At some point in the future, I wouldn't be surprised to see Parson defy Stanley, and Stanley attempt to disband him, only to discover that he can't. That would make for an interesting twist.

Erk
2007-01-24, 09:32 PM
Or for Parson to simply lose a battle (probably assigned an impossible one) and Stanley move to disband him as useless.

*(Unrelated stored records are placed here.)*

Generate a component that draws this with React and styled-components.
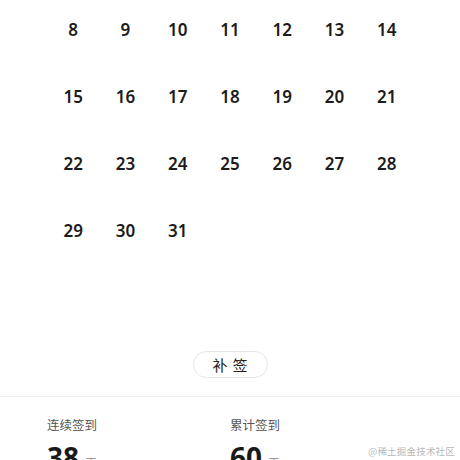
import React from "react";
import styled, { createGlobalStyle } from "styled-components";

const Global = createGlobalStyle`
  html, body { margin: 0; padding: 0; background: #fff; }
  body { font-family: "Noto Sans", "Noto Sans CJK SC", sans-serif; }
`;

const Page = styled.div`
  position: relative;
  width: 460px;
  height: 460px;
  overflow: hidden;
  background: #fff;
`;

const Calendar = styled.div`
  display: grid;
  grid-template-columns: repeat(7, 1fr);
  row-gap: 27px;
  padding: 9px 47px 0;
`;

const Day = styled.div`
  height: 40px;
  display: flex;
  align-items: center;
  justify-content: center;
  font-size: 17px;
  font-weight: 600;
  color: #1c1c1c;
`;

const ButtonRow = styled.div`
  display: flex;
  justify-content: center;
  margin-top: 101px;
`;

const Pill = styled.button`
  width: 75px;
  height: 27px;
  border: 1px solid #e6e6e6;
  border-radius: 14px;
  background: #fff;
  font-family: "Noto Sans CJK SC", sans-serif;
  font-size: 15px;
  letter-spacing: 5px;
  padding: 0 0 0 5px;
  color: #222;
  display: flex;
  align-items: center;
  justify-content: center;
`;

const Divider = styled.div`
  height: 1px;
  background: #f0f0f0;
  margin-top: 18px;
`;

const Stats = styled.div`
  display: grid;
  grid-template-columns: 1fr 1fr;
  padding: 19px 47px 0;
`;

const Stat = styled.div`
  display: flex;
  flex-direction: column;
  gap: 10px;
`;

const Label = styled.div`
  font-family: "Noto Sans CJK SC", sans-serif;
  font-size: 12.5px;
  line-height: 17px;
  color: #555;
`;

const Value = styled.div`
  display: flex;
  align-items: baseline;
  gap: 6px;
`;

const Num = styled.span`
  font-size: 28px;
  line-height: 28px;
  font-weight: 700;
  color: #1a1a1a;
`;

const Unit = styled.span`
  font-family: "Noto Sans CJK SC", sans-serif;
  font-size: 12px;
  color: #999;
`;

const Watermark = styled.div`
  position: absolute;
  right: 5px;
  bottom: 2px;
  font-family: "Noto Sans CJK SC", serif;
  font-size: 9.5px;
  color: #b8b8b8;
  letter-spacing: 0.2px;
`;

const days = Array.from({ length: 24 }, (_, i) => i + 8);

export default function App() {
  return (
    <Page>
      <Global />
      <Calendar>
        {days.map((d) => (
          <Day key={d}>{d}</Day>
        ))}
      </Calendar>
      <ButtonRow>
        <Pill>补签</Pill>
      </ButtonRow>
      <Divider />
      <Stats>
        <Stat>
          <Label>连续签到</Label>
          <Value>
            <Num>38</Num>
            <Unit>天</Unit>
          </Value>
        </Stat>
        <Stat>
          <Label>累计签到</Label>
          <Value>
            <Num>60</Num>
            <Unit>天</Unit>
          </Value>
        </Stat>
      </Stats>
      <Watermark>@稀土掘金技术社区</Watermark>
    </Page>
  );
}
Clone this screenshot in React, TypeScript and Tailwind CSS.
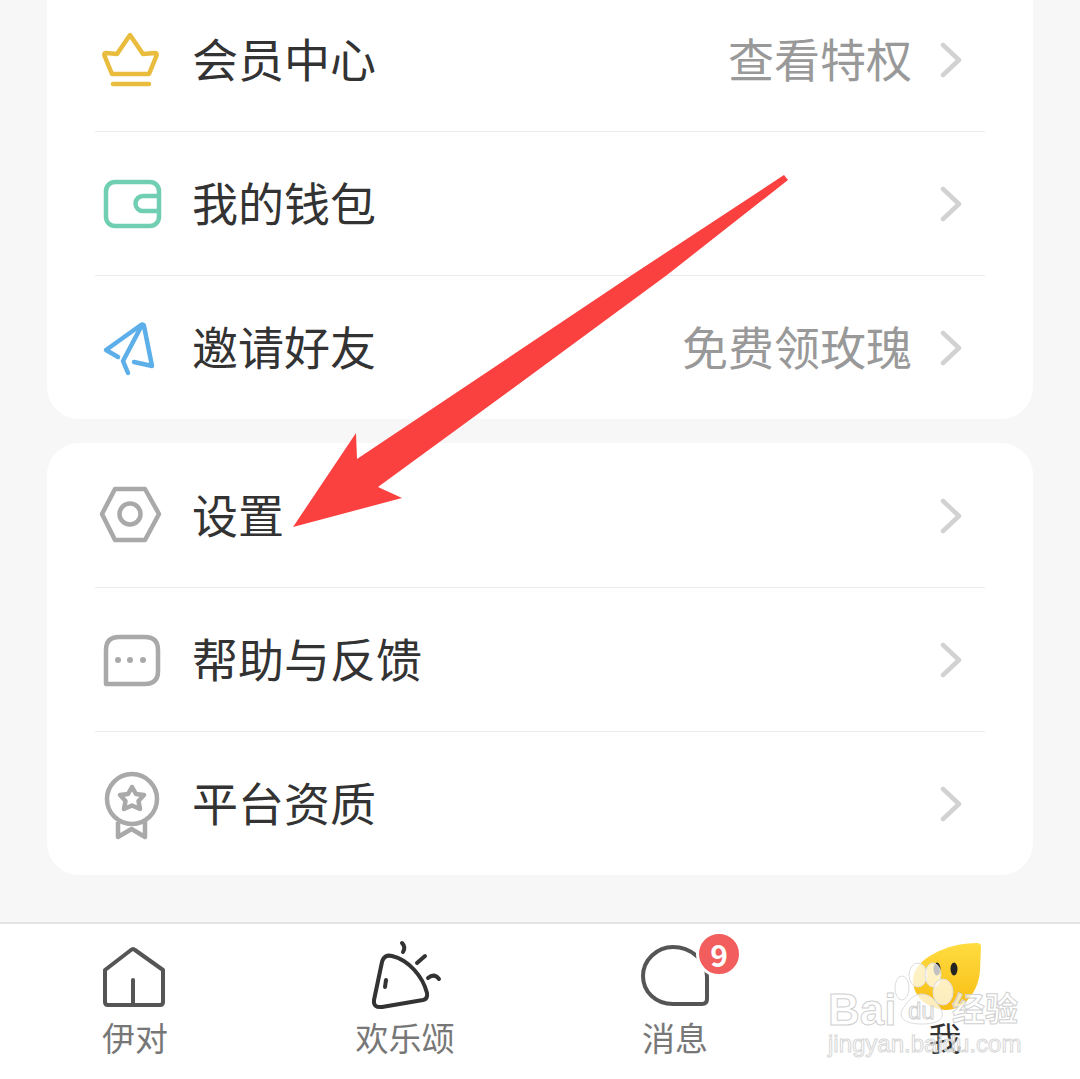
const font = "font-['Noto_Sans_CJK_SC','Noto_Sans',sans-serif]"

function Crown() {
  return (
    <svg viewBox="0 0 72 72" className="w-[72px] h-[72px]" fill="none" stroke="#e9bc3e" strokeWidth="4.5" strokeLinecap="round" strokeLinejoin="round">
      <path d="M35 11 L22 30 L11 29 C9 29 9 31 10 33 L17 50 L54 50 L61 33 C62 31 62 29 60 29 L48 30 Z" />
      <path d="M18 60 H54" />
    </svg>
  )
}

function Wallet() {
  return (
    <svg viewBox="0 0 72 72" className="w-[72px] h-[72px]" fill="none" stroke="#70cfb2" strokeWidth="4.5" strokeLinejoin="round">
      <rect x="11" y="14" width="53" height="44" rx="9" />
      <path d="M64 28 H48 A7.5 7.5 0 0 0 48 43 H64" />
    </svg>
  )
}

function Plane() {
  return (
    <svg viewBox="0 0 72 72" className="w-[72px] h-[72px]" fill="none" stroke="#5cafe9" strokeWidth="4.5" strokeLinecap="round" strokeLinejoin="round">
      <path d="M23 45 L11 38 L46 13 C48 12 49 13 49 14 L57 54 L39 50" />
      <path d="M47 13 L28 49 L33 61" />
    </svg>
  )
}

function Hexagon() {
  return (
    <svg viewBox="0 0 72 72" className="w-[72px] h-[72px]" fill="none" stroke="#a9a9a9" strokeWidth="4.5" strokeLinejoin="round">
      <path d="M7 34 L20 9 H50 L64 34 L50 60 H20 Z" />
      <circle cx="35" cy="34" r="10.5" />
    </svg>
  )
}

function Chat() {
  return (
    <svg viewBox="0 0 72 72" className="w-[72px] h-[72px]" fill="none" stroke="#a9a9a9" strokeWidth="4.5" strokeLinejoin="round">
      <path d="M11 60 V26 Q11 13 24 13 H50 Q63 13 63 26 V47 Q63 60 50 60 Z" />
      <circle cx="23" cy="36" r="3" fill="#a9a9a9" stroke="none" />
      <circle cx="35" cy="36" r="3" fill="#a9a9a9" stroke="none" />
      <circle cx="48" cy="36" r="3" fill="#a9a9a9" stroke="none" />
    </svg>
  )
}

function Medal() {
  return (
    <svg viewBox="0 0 72 72" className="w-[72px] h-[72px]" fill="none" stroke="#a9a9a9" strokeWidth="4.5" strokeLinejoin="round">
      <circle cx="37" cy="31" r="25" />
      <path d="M37 19 L41 26 L49 27 L43.5 33 L45 41 L37 37.5 L29 41 L30.5 33 L25 27 L33 26 Z" />
      <path d="M23 54 V69 L36.5 61 L50 69 V54" />
    </svg>
  )
}

function Chevron() {
  return (
    <svg viewBox="0 0 22 36" className="w-[22px] h-[36px]" fill="none" stroke="#d2d2d2" strokeWidth="4.5" strokeLinecap="round" strokeLinejoin="round">
      <path d="M3 3 L19 18 L3 33" />
    </svg>
  )
}

function Row({ icon, label, hint, last }: { icon: React.ReactNode; label: string; hint?: string; last?: boolean }) {
  return (
    <div className={`mx-[48px] flex items-center ${last ? "h-[143px]" : "h-[144px] border-b border-[#ebebeb]"}`}>
      <div className="w-[72px] h-[72px] shrink-0">{icon}</div>
      <span className="ml-[25px] pb-[5px] text-[46px] leading-none text-[#333333]">{label}</span>
      {hint && <span className="ml-auto pb-[5px] text-[46px] leading-none text-[#999999]">{hint}</span>}
      <div className={`${hint ? "ml-[28px]" : "ml-auto"} mr-[23px] shrink-0 flex`}>
        <Chevron />
      </div>
    </div>
  )
}

function HomeIcon() {
  return (
    <svg viewBox="0 0 80 80" className="w-[80px] h-[80px]" fill="none" stroke="#555555" strokeWidth="4" strokeLinecap="round" strokeLinejoin="round">
      <path d="M37 15 Q39 13 41 15 L69 35 V67 Q69 70 66 70 H14 Q11 70 11 67 V35 Z" transform="translate(-1 0)" />
      <path d="M38 45 V69" />
    </svg>
  )
}

function SunIcon() {
  return (
    <svg viewBox="0 0 80 80" className="w-[80px] h-[80px]" fill="none" stroke="#333333" strokeWidth="4" strokeLinecap="round" strokeLinejoin="round">
      <path d="M17 27 Q19 19 27 21 C44 25 58 42 62 58 Q63 64 58 65 L17 72 Q8 73 9 65 Z" />
      <path d="M21 45 L20 52" />
      <path d="M37 8 Q41 12 38 17" />
      <path d="M52 28 L60 21" />
      <path d="M63 43 Q69 38 74 44" />
    </svg>
  )
}

function MessageIcon() {
  return (
    <svg viewBox="0 0 80 80" className="w-[80px] h-[80px]" fill="none" stroke="#555555" strokeWidth="4" strokeLinejoin="round">
      <path d="M38 12 C22 12 8 25 8 41 C8 57 21 69 38 69 H67 Q72 69 72 64 V42 C72 25 55 12 38 12 Z" />
    </svg>
  )
}

function MeIcon() {
  return (
    <svg viewBox="0 0 80 80" className="w-[80px] h-[80px]">
      <defs>
        <linearGradient id="me" x1="0" y1="0" x2="0" y2="1">
          <stop offset="0" stopColor="#ffdc40" />
          <stop offset="1" stopColor="#f8bc12" />
        </linearGradient>
      </defs>
      <path d="M72 8 C42 8 8 24 8 45 C8 62 22 74 41 75 C60 75 74 55 75 35 L76 12 Q76 8 72 8 Z" fill="url(#me)" />
      <ellipse cx="32" cy="34" rx="3.5" ry="6.5" fill="#222222" />
      <ellipse cx="49" cy="34" rx="3.5" ry="6.5" fill="#222222" />
    </svg>
  )
}

function NavItem({ icon, label, active, badge }: { icon: React.ReactNode; label: string; active?: boolean; badge?: string }) {
  return (
    <div className="flex flex-col items-center pt-[11px]">
      <div className="relative w-[80px] h-[80px]">
        {icon}
        {badge && (
          <div className="absolute left-[61px] top-[-4px] w-[46px] h-[46px] rounded-full bg-[#f25d5d] border-[3px] border-white flex items-center justify-center text-[30px] leading-none font-bold text-white">
            {badge}
          </div>
        )}
      </div>
      <span className={`mt-[6px] text-[33px] leading-none ${active ? "text-[#333333]" : "text-[#777777]"}`}>{label}</span>
    </div>
  )
}

export default function App() {
  return (
    <div className={`relative h-[1079px] w-[1080px] overflow-hidden bg-[#f7f7f7] flex flex-col ${font}`}>
      {/* Account group */}
      <div className="mt-[-12px] mx-[47px] bg-white rounded-b-[32px]">
        <Row icon={<Crown />} label="会员中心" hint="查看特权" />
        <Row icon={<Wallet />} label="我的钱包" />
        <Row icon={<Plane />} label="邀请好友" hint="免费领玫瑰" last />
      </div>

      {/* Settings group */}
      <div className="mt-[24px] mx-[47px] pt-[1px] bg-white rounded-[32px]">
        <Row icon={<Hexagon />} label="设置" />
        <Row icon={<Chat />} label="帮助与反馈" />
        <Row icon={<Medal />} label="平台资质" last />
      </div>

      <div className="flex-1" />

      {/* Bottom nav */}
      <div className="h-[157px] shrink-0 bg-white border-t-[2px] border-[#e4e4e4] grid grid-cols-4">
        <NavItem icon={<HomeIcon />} label="伊对" />
        <NavItem icon={<SunIcon />} label="欢乐颂" />
        <NavItem icon={<MessageIcon />} label="消息" badge="9" />
        <NavItem icon={<MeIcon />} label="我" active />
      </div>

      {/* Red annotation arrow */}
      <svg viewBox="0 0 1080 1079" className="absolute left-0 top-0 w-[1080px] h-[1079px] pointer-events-none">
        <path d="M784 175 L632 275 L357 459 L356 433 L293 527 L402 498 L378 487 L542 367 L667 275 L788 180 Z" fill="#fb4040" />
      </svg>

      {/* Baidu watermark */}
      <div className="absolute left-[828px] top-[960px] w-[200px] h-[100px] pointer-events-none">
        <svg viewBox="0 0 200 100" className="absolute left-0 top-0 w-[200px] h-[100px]">
          <g fill="#ffffff" fillOpacity="0.72" stroke="#dddddd" strokeWidth="1">
            <ellipse cx="74" cy="28" rx="7" ry="12" />
            <ellipse cx="90" cy="15" rx="9" ry="12" />
            <ellipse cx="105" cy="15" rx="8" ry="12" />
            <ellipse cx="115" cy="32" rx="10" ry="13" />
            <path d="M94 34 C104 34 112 46 114 52 C116 60 108 64 94 64 C80 64 70 60 74 50 C78 44 84 34 94 34 Z" />
          </g>
        </svg>
        <span className="absolute left-0 top-[28px] text-[44px] leading-none font-bold font-['Liberation_Sans',sans-serif] text-white/70 [-webkit-text-stroke:1px_#d0d0d0]">Bai</span>
        <span className="absolute left-[80px] top-[39px] text-[24px] leading-none font-['Liberation_Sans',sans-serif] text-white/70 [-webkit-text-stroke:1px_#d0d0d0]">du</span>
        <span className="absolute left-[124px] top-[31px] text-[33px] leading-none font-bold text-white/70 [-webkit-text-stroke:1px_#d0d0d0]">经验</span>
        <span className="absolute left-0 top-[72px] text-[24px] leading-none font-['Liberation_Sans',sans-serif] text-white/60 [-webkit-text-stroke:1px_#d8d8d8]">jingyan.baidu.com</span>
      </div>
    </div>
  )
}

I see it as Stanley being the "player" in a computer game, with a mouse and some powerful abilities of command and control, like moving his cursor over a unit and getting a tooltip of its stats.

The Extinguisher
2007-01-24, 10:10 PM
I thought it was a fat joke...

But you bring up interesting points. Pun not intended.

Beleriphon
2007-01-27, 03:09 AM
I certainly took that to mean a wargamer metaphor. As in Stanley can't see how many points it costs to deploy a Parson unit. Think of it as a table top wargame akin to Warhammer.

InaVegt
2007-01-27, 03:16 AM
I certainly took that to mean a wargamer metaphor. As in Stanley can't see how many points it costs to deploy a Parson unit. Think of it as a table top wargame akin to Warhammer.

I thought the same

TheAnimal
2007-01-28, 04:39 AM
Depends on what kind of game you think about. Now in a Warhammer-type tabletop game he would most likely be referring to Parson's "army value" - the amount of troop points it takes to deploy him as a leader.
If Erfworld is a computer strategy game, he's most likely talking about Parson's ability scores - attack and defence strengths, movement, armor, level etc.

Beleriphon
2007-01-29, 05:55 AM
Depends on what kind of game you think about. Now in a Warhammer-type tabletop game he would most likely be referring to Parson's "army value" - the amount of troop points it takes to deploy him as a leader.
If Erfworld is a computer strategy game, he's most likely talking about Parson's ability scores - attack and defence strengths, movement, armor, level etc.

Which is equally true of a table top wargame. I suspect however that Erfworld will end up having more in common with the tabletop variety as opposed to the computer RTS variety.

Erk
2007-01-29, 06:11 AM
Given that Parson seems to be more of a "traditional" gamer, tabletop and pencil-paper, I agree with you. However, it does depend on how the whole project is presented. We could easily never know... the similarities between tabletop strategy and turn-based computer strategy are pretty iffy once you get the characters personified and acting of their own accord. Especially since Erfworld is (probably) not based on any existing game mechanic.